Patrice Desbiens est né en 1948 à Timmins en Ontario. Après quelques années d’études secondaires au Collège du Sacré-Cœur et au Timmins High Vocational School, il délaisse les bancs d’école et quitte sa ville natale pour suivre sa voie poétique. Son premier recueil (Cimetières de l’œil, 1972) est publié à compte d’auteur grâce à l’appui d’un professeur de littérature. Desbiens est ensuite rédacteur à L’Express de Toronto pendant un an et il collabore à plusieurs journaux et revues : Estuaire, Exit, Le Sabord, Alive Press, Poetry Toronto Newsletter, La Souche, etc. Parallèlement à de nombreuses participations dans les festivals de poésie, Desbiens se produit aussi sur la scène musicale aux côtés de René Lussier dans la tournée du Trésor de la langue. L’amitié entre ces deux musiciens (Desbiens est aussi percussionniste) permet la création de deux albums où se rejoignent la musique et la poésie (Patrice Desbiens et les Moyens du Bord, 1999; Grosse guitare rouge, 2004).

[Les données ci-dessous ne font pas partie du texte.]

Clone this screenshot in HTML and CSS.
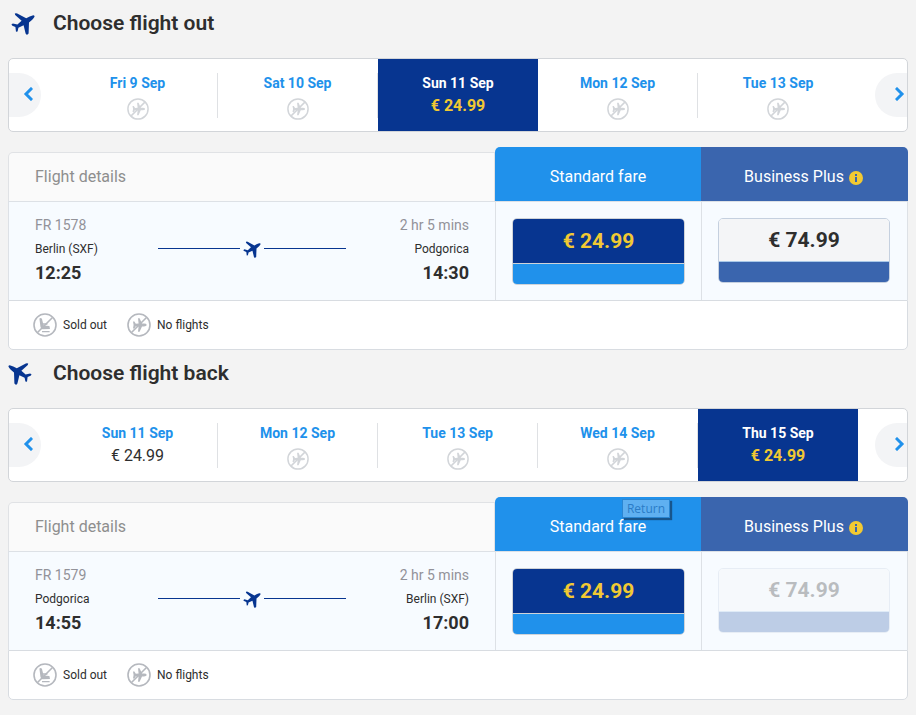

Desbiens est parmi les cinq finalistes pour le prix du Gouverneur général en 1985 pour son recueil Dans l’après-midi cardiaque. Il reçoit la même année le Prix du Nouvel-Ontario pour l’ensemble de son œuvre et pour sa contribution à la culture franco-ontarienne. Le recueil Un pépin de pomme sur un poêle à bois lui vaut le Prix Champlain en 1997 tandis que La fissure de la fiction est récompensé par le Prix de poésie St-Sulpice / Estuaire en 1998. Le documentaire réalisé par Valmont Jobin sur Patrice Desbiens (Mon pays…,ONF, 1991) remporte le Prix du meilleur témoignage au dixième festival du film sur l’art. (Source Babelio).